We willen deze winter heel veel bomen planten, maar er zullen ook enkele bomen gekapt moeten worden. De eerste is de hulstboom, die links van het huis staat (intussen: stond). Op zich een heel mooi exemplaar: gladrandig, dus zonder die akelige stekels, en met mooie bessen. Maar hij (of eigenlijk dus: zij, want alleen vrouwelijke exemplaren dragen bessen) stond heel dicht op de Jonge Eik (alle prominente eiken op ons terrein hebben een naam) en was al aardig door de kruin heen gegroeid. Bovendien stond ze ten zuiden van het huis, dus ook ten zuiden van het nieuwe huis. En zo’n uitgegroeide hulst neemt héél veel zon weg. Zon die wij graag als passieve energie willen opvangen. Als ze nou aan de andere kant van het huis had gestaan had ik haar graag behouden, maar nu we moesten kiezen tussen de eik+zonlicht in huis en de hulst kozen we zonder twijfel voor het eerste.
Het was nog best spannend, want ze viel in de moestuin en daar ben ik al een eind op gang met het maken van bedden en een hek. Maar het is ons gelukt om de boom niet te laten vallen op het kippenhok, het hek, onszelf, de poort, de poezen, de kippen of de eenden (die natuurlijk allemaal hun best deden om erg in de weg te lopen).

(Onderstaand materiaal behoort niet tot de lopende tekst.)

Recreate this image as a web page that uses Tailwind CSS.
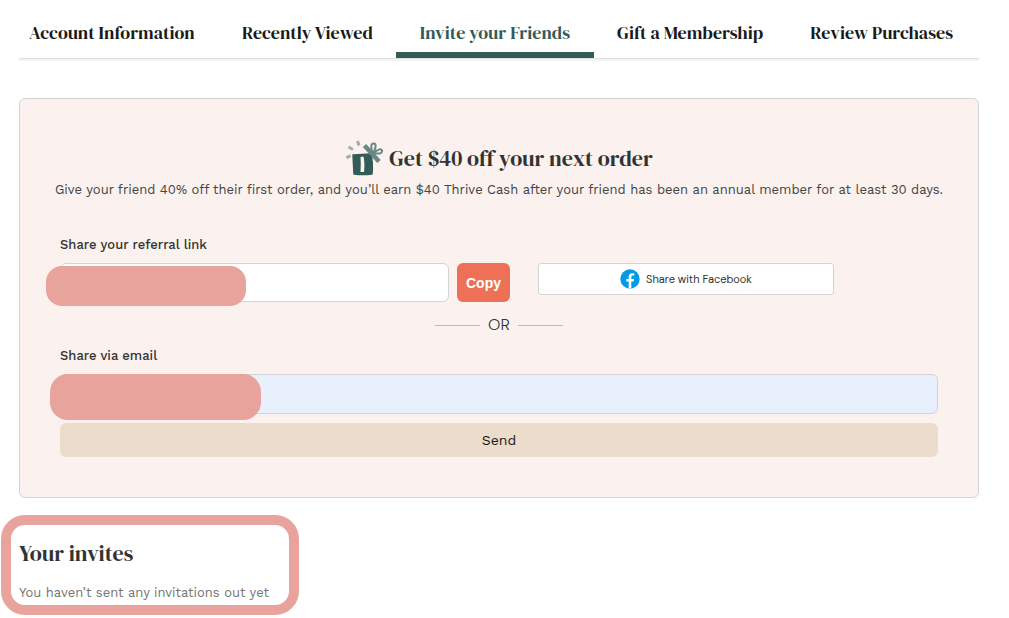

De stam willen we een tweede leven gunnen ergens in ons nieuwe huis. Hulsthout schijnt super hard en vast te zijn, dus we vinden er vast een toepassing voor. De dikkere takken zal ik ook bewaren om nog eens als timmer- of draaihout te gebruiken. En het fijne spul? Over twee maanden zou het heel geschikt zijn als kerstversiering (en volgens deze website werden in vroeger tijden aan hulsttakken ook allerlei magische eigenschappen toegedicht) maar ik weet niet of het dan nog goed is. Dus waarschijnlijk wordt dat toch ook versnipperd voor de moestuinbedden.